USCIS Updates Policy to Automatically Extend Green Cards for Naturalization Applicants

As of December 12, 2022, United States Citizenship and Immigration Services (“USCIS”) has updated its policy manual to provide twenty four month automatic extensions to Green Card expirations to Lawful Permanent Residents (“LPRs”) applying for naturalization when they properly file an N-400, Application for Naturalization. The automatic extension applies to those LPRs filing N-400s on or after the 12th of December 2022.

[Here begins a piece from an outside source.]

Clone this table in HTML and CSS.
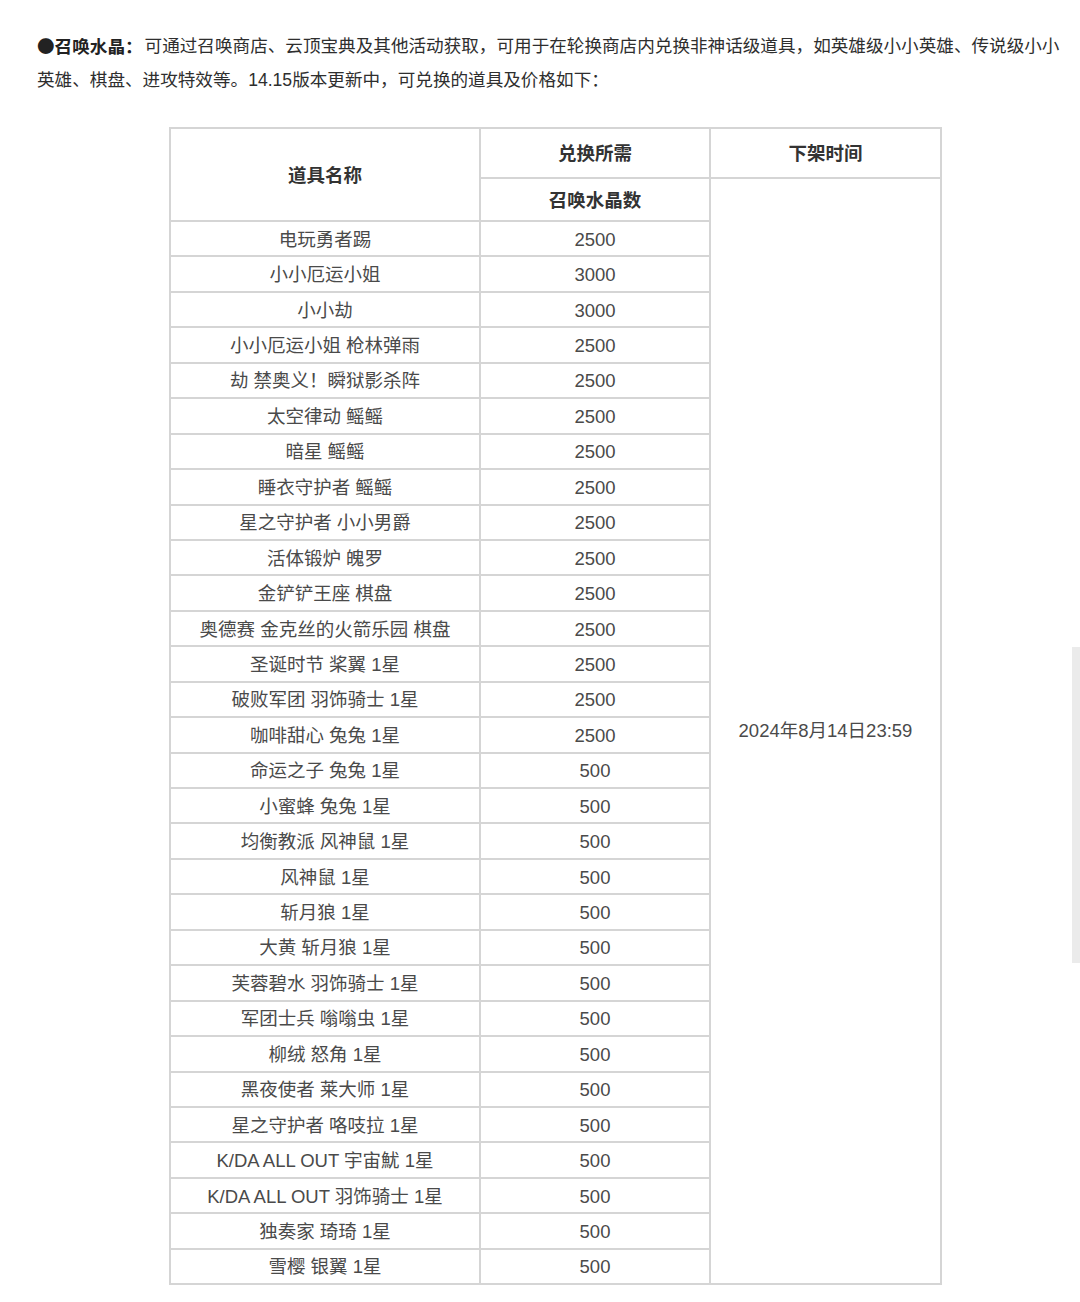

Devised as a measure to aid naturalization applicants experiencing longer than usual processing time, applicants will receive the new two-year extension to their Green Cards regardless of whether or not they previously filed a Form I-90, Application to Replace Permanent Resident Card. Naturalization applicants faced with expiring Green Cards are no longer required to take additional steps to obtain proof of their continuing LPR status as they await USCIS adjudication of their Form N-400 applications. USCIS receipt notices issued to N-400 applicants with the new automatic extension may be presented with an expired Green Card as evidence of continued LPR status. The receipt notice may be presented with the expired Green Card as evidence of “continued status as well as identity and employment authorization under List A of Employment Eligibility Verification (Form I-9), if presented before the expiration of the 24-month extension period provided in the notice.”

LPRs who filed for naturalization before the change in policy on December 12, 2022 will not receive a Form N-400 receipt notice with the automatic extension. If they are facing expiration of their Green Cards, applicants must still file Form I-90, if they filed Form N-400 less than six months before their Green Card expiration date or receive an Alien Documentation, Identification, and Telecommunications (“ADIT”)  stamp at a USCIS Field Office by contacting the USCIS Contact Center in their passport, in order to maintain valid evidence of their LPR status, for those who filed Form N-400 at least six months before the expiration of their Green Card. “This is because noncitizens must carry within their personal possession proof of registration, such as the Green Card and any evidence of extensions or may be subject to criminal prosecution under INA 264(e).” 

This automatic extension should aid the current reported processing time for Form I-90, which is currently reported to be eighteen months for eighty percent of cases filed. It also reinforces the Biden Administration’s commitment to Executive Order 14012 to restore faith in the legal immigration systems.